### Exercise requirements
Reproduce every line in the listing that contains the word "this".

* begin Data to use *

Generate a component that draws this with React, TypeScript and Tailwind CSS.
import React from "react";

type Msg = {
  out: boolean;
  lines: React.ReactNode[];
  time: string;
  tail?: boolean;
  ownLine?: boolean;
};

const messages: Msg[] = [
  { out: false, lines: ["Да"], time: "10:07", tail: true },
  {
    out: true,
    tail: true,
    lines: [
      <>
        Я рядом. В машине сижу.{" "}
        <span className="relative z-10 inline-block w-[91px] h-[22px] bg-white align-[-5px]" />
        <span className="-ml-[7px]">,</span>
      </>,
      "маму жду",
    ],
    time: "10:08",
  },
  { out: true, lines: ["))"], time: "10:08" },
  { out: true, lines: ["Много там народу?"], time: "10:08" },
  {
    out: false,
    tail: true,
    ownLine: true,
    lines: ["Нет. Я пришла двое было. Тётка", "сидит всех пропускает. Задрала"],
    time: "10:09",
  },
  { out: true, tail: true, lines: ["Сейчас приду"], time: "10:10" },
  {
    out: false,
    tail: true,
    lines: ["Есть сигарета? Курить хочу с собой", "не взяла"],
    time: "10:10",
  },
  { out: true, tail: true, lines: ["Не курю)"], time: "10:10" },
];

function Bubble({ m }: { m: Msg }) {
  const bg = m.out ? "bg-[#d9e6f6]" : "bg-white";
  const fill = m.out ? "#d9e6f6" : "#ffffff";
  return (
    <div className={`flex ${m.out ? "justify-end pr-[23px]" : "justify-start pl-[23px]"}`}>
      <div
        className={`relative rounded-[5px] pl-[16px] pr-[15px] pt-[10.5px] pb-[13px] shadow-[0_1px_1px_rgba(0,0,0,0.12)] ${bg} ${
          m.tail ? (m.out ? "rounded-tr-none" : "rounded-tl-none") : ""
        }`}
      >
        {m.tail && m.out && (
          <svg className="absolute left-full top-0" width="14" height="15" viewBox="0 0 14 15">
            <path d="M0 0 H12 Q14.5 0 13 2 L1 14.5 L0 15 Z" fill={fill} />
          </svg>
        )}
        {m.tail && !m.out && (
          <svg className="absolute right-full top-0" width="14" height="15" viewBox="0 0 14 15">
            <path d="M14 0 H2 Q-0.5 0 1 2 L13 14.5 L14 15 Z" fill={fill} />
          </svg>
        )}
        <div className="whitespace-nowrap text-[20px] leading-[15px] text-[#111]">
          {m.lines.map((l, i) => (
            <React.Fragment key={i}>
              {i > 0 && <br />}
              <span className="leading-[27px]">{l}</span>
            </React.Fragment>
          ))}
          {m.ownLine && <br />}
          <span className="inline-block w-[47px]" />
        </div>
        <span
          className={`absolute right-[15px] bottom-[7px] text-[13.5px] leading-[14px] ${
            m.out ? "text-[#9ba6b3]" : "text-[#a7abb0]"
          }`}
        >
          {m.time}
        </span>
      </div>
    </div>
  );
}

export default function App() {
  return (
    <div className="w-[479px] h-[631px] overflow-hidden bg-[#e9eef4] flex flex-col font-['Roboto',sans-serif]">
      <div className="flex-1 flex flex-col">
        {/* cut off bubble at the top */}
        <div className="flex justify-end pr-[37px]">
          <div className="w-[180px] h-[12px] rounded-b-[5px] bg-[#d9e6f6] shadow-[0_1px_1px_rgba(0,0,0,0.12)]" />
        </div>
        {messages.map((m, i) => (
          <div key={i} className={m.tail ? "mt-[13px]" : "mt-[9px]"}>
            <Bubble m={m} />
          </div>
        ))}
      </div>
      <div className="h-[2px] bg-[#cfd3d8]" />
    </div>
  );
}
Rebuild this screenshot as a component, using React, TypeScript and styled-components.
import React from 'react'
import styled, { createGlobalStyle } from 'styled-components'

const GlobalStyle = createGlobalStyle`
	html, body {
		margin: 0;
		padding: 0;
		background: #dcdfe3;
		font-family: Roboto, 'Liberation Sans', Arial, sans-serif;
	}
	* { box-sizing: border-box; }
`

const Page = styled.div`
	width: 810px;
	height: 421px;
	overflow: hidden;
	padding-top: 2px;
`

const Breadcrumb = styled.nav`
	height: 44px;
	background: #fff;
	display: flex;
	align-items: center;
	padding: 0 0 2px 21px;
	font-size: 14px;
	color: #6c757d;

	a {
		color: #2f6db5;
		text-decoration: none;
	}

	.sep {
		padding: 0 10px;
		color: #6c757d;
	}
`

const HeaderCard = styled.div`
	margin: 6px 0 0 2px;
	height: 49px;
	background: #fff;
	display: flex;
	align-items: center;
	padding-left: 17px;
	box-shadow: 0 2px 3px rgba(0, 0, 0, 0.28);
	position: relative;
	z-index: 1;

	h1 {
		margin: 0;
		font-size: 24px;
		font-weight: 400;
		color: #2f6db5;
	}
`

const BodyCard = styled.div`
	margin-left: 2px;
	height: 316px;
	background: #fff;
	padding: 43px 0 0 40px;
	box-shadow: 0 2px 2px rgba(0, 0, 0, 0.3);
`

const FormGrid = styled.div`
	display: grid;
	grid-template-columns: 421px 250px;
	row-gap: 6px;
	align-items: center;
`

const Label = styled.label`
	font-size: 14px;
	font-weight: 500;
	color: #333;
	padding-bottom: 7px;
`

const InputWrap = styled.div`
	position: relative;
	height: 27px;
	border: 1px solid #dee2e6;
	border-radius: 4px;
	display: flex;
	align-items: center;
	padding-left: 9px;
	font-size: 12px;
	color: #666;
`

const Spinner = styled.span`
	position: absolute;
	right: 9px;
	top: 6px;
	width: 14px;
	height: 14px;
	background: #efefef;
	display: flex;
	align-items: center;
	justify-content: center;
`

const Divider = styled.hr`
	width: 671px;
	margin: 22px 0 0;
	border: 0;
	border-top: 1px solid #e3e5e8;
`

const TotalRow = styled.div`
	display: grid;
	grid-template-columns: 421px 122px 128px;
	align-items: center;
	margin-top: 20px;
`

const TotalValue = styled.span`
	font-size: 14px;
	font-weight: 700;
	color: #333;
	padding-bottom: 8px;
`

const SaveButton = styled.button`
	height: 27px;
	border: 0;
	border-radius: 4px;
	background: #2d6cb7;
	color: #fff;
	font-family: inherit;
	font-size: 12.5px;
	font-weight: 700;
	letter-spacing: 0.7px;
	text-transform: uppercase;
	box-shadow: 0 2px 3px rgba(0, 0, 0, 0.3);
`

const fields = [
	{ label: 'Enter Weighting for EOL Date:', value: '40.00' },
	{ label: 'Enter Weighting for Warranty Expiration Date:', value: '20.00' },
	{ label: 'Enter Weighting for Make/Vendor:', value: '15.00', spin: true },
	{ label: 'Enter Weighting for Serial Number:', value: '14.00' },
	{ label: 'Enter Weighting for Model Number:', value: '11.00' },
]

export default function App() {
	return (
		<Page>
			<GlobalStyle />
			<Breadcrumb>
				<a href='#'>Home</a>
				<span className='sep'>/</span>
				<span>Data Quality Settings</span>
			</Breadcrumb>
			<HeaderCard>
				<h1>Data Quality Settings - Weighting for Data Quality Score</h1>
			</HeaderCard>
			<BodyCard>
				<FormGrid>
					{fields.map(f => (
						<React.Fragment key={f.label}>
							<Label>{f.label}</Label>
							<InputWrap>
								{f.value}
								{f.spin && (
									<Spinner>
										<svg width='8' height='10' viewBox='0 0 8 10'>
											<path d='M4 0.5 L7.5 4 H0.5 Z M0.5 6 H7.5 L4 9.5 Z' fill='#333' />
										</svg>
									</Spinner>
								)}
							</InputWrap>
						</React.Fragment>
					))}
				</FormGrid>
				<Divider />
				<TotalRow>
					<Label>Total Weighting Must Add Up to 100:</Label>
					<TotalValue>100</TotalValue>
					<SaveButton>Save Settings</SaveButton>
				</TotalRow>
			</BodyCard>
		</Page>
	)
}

* end Data to use *
* begin Data to use *

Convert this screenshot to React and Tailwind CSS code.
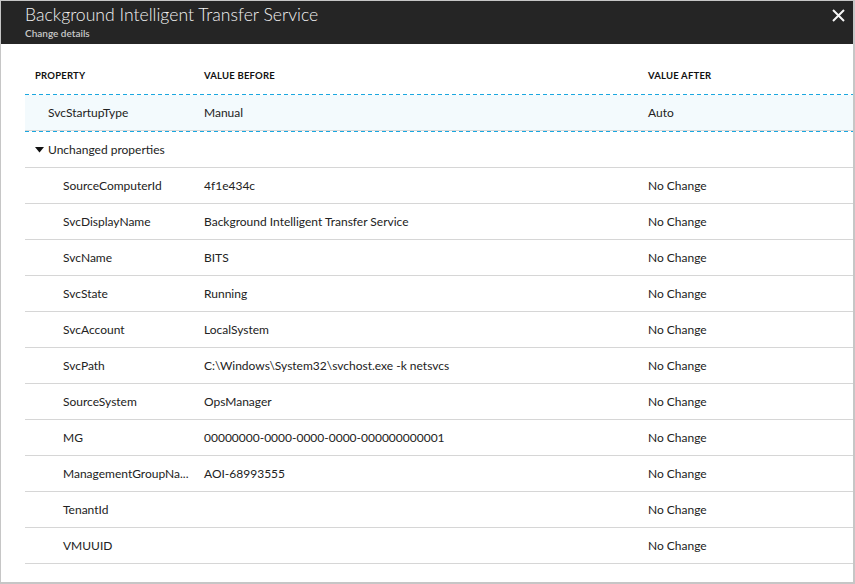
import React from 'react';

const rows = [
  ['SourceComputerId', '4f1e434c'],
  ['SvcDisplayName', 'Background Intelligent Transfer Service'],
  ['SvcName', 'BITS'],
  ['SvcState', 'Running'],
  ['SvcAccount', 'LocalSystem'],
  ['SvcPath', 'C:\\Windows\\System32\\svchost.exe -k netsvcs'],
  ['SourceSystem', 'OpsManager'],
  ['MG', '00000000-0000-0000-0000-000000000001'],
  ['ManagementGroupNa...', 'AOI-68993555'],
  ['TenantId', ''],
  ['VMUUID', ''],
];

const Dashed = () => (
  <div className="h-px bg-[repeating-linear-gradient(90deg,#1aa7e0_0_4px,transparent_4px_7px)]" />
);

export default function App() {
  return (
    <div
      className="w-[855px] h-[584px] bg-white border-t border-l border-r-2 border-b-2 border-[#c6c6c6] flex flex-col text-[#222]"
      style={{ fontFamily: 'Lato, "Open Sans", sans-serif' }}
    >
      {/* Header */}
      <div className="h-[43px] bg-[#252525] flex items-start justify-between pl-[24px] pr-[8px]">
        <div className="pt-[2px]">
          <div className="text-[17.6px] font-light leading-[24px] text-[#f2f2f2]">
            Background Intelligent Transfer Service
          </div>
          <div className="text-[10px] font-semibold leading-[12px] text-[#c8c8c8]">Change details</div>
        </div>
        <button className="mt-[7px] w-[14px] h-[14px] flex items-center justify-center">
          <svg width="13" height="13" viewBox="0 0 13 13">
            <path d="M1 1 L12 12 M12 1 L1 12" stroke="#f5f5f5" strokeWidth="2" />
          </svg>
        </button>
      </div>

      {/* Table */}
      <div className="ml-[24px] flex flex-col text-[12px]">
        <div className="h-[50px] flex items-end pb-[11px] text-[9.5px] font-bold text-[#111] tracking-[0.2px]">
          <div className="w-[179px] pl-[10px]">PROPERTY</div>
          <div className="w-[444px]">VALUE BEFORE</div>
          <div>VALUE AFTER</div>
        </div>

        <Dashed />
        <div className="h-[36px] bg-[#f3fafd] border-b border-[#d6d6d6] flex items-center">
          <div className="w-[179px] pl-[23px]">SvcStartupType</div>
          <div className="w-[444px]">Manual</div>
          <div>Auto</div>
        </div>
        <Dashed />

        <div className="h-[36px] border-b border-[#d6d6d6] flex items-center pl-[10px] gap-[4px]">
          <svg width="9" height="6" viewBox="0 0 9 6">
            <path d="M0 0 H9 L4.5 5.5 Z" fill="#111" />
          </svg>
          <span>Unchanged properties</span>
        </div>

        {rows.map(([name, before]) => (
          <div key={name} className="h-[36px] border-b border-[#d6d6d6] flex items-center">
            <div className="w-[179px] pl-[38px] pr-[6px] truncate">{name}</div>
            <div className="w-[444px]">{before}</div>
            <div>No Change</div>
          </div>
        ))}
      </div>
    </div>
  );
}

* end Data to use *

### Answer to the problem
Generate a component that draws this with React, TypeScript and Tailwind CSS.
Rebuild this screenshot as a component, using React, TypeScript and styled-components.
Convert this screenshot to React and Tailwind CSS code.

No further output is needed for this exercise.